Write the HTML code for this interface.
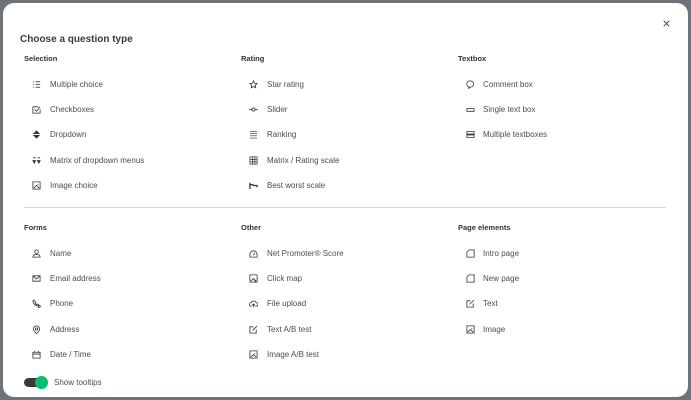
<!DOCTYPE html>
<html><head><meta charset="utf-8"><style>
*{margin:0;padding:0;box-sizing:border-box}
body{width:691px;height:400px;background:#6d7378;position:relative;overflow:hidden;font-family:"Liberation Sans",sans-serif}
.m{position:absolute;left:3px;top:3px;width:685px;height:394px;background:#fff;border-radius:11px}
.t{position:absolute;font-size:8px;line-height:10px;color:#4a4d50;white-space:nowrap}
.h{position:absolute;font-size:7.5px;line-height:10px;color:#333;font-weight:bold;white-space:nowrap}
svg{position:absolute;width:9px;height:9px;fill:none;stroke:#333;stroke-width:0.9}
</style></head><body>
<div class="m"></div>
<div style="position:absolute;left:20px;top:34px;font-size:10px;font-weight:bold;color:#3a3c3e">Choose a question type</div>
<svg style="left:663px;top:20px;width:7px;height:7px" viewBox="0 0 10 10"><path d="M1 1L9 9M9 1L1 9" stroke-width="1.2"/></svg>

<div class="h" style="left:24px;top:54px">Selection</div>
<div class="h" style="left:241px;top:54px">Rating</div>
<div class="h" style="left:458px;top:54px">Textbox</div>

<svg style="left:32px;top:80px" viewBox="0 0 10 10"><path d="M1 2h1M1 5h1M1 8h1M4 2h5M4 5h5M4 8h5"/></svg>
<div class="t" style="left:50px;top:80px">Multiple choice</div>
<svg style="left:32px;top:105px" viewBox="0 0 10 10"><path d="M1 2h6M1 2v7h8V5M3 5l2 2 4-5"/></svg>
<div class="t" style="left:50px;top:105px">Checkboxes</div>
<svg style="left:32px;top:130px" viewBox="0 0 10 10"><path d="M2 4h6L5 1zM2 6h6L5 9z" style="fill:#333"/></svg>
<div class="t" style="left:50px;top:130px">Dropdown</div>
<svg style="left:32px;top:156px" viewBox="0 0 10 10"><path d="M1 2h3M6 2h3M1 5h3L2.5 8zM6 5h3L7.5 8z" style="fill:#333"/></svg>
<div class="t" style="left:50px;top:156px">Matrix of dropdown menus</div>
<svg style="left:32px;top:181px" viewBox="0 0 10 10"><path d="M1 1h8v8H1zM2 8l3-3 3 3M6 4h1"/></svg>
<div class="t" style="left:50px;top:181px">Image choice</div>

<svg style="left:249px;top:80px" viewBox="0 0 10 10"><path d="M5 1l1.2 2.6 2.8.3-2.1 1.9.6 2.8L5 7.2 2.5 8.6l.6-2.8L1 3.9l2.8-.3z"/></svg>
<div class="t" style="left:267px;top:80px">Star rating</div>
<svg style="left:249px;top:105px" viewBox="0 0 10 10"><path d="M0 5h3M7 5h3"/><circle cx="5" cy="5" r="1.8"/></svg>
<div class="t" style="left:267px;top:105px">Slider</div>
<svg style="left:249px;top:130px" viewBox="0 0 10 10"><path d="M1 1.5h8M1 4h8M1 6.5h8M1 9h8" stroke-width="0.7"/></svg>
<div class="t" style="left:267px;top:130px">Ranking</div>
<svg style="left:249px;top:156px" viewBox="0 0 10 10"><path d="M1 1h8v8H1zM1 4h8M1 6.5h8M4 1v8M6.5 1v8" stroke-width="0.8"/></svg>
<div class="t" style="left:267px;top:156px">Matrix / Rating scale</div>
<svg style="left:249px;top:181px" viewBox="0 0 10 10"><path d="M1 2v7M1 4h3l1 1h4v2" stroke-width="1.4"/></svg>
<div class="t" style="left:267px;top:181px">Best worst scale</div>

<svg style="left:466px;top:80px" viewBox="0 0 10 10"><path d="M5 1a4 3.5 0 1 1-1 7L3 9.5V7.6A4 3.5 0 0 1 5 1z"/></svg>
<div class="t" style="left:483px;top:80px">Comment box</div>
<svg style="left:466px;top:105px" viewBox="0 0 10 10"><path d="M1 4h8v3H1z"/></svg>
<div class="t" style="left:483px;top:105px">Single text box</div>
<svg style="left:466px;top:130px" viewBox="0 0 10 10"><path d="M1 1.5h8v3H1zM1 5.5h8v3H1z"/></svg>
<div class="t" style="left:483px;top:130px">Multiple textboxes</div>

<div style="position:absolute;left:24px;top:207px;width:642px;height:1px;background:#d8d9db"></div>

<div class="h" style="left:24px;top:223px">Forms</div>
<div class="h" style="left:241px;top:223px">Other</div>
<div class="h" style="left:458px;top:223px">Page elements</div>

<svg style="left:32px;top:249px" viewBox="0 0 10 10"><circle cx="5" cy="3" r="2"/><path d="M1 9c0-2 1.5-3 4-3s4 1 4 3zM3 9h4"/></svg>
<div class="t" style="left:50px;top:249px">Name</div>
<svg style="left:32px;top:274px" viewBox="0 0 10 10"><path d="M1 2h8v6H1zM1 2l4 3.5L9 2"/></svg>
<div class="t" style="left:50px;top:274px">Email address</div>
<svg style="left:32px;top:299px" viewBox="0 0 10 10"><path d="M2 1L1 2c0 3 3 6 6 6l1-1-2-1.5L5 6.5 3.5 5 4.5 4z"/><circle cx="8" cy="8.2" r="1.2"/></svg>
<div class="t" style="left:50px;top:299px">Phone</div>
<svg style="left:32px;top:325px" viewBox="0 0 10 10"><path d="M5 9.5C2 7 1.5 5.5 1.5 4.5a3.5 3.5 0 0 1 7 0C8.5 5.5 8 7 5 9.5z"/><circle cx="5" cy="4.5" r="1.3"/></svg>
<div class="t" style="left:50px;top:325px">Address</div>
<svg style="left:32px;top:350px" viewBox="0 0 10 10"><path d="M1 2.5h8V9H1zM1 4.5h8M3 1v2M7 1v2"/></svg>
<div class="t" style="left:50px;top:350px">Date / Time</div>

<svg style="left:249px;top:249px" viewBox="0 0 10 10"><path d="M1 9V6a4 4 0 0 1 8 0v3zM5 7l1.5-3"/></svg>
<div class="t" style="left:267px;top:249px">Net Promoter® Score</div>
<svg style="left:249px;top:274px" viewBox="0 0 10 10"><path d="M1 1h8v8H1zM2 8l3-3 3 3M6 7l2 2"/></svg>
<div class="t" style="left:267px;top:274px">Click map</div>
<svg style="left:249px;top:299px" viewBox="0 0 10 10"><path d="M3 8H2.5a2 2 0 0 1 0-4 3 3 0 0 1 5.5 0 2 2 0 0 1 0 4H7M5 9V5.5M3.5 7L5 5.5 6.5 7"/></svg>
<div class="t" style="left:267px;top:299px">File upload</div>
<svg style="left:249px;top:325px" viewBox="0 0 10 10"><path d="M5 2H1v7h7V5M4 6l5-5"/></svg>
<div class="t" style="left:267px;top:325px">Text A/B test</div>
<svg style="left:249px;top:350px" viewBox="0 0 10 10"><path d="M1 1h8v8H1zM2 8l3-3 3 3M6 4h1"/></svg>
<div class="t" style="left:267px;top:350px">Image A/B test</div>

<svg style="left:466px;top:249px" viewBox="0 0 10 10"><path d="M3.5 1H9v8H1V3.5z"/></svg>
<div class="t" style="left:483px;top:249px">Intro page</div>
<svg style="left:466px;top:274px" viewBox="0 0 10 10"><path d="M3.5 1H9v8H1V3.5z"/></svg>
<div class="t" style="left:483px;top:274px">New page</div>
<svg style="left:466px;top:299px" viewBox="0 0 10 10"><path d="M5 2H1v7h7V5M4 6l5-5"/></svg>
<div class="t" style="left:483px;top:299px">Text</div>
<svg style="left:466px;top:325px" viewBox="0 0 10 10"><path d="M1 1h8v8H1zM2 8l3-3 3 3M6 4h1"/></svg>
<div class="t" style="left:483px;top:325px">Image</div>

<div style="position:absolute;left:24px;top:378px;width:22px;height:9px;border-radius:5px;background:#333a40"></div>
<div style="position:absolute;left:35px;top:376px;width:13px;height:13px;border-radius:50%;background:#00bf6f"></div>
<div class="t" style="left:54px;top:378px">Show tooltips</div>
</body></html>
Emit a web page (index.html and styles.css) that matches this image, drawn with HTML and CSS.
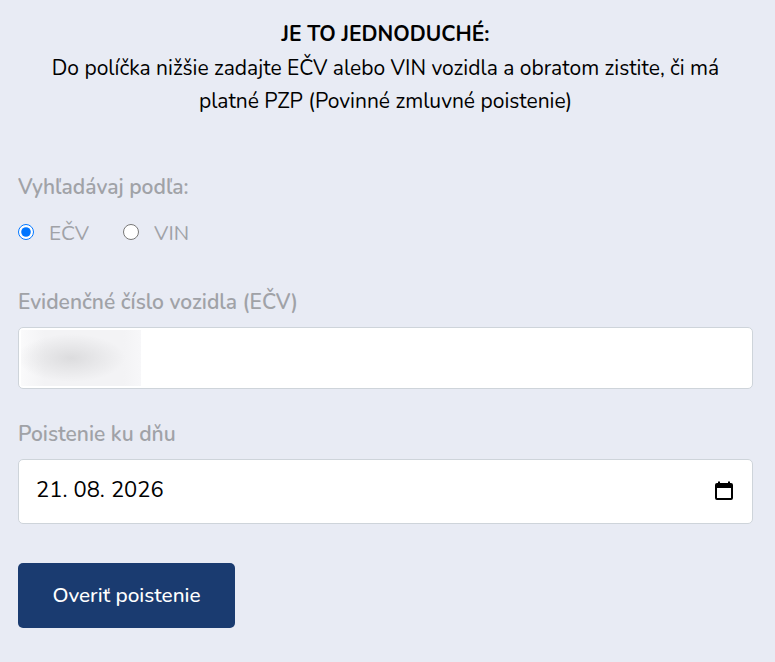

+ + + +

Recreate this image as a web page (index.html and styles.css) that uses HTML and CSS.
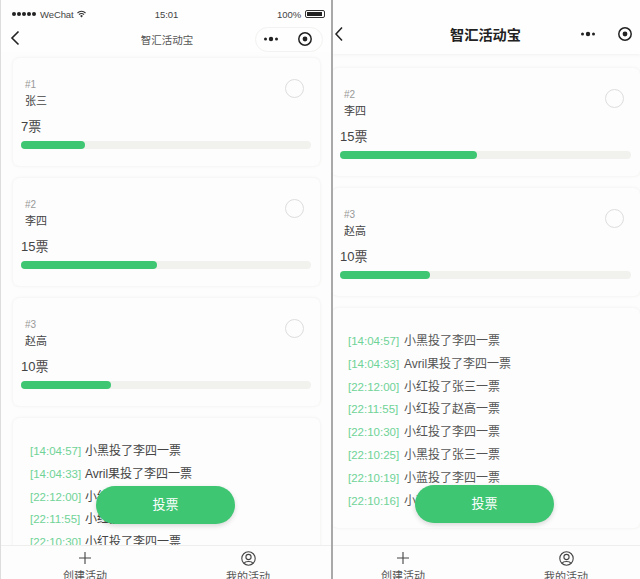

+ + + +

### [Goal]
Search the records for the word "index". Copy every line that has it.

### [Task result]
Emit a web page (index.html and styles.css) that matches this image, drawn with HTML and CSS.
Recreate this image as a web page (index.html and styles.css) that uses HTML and CSS.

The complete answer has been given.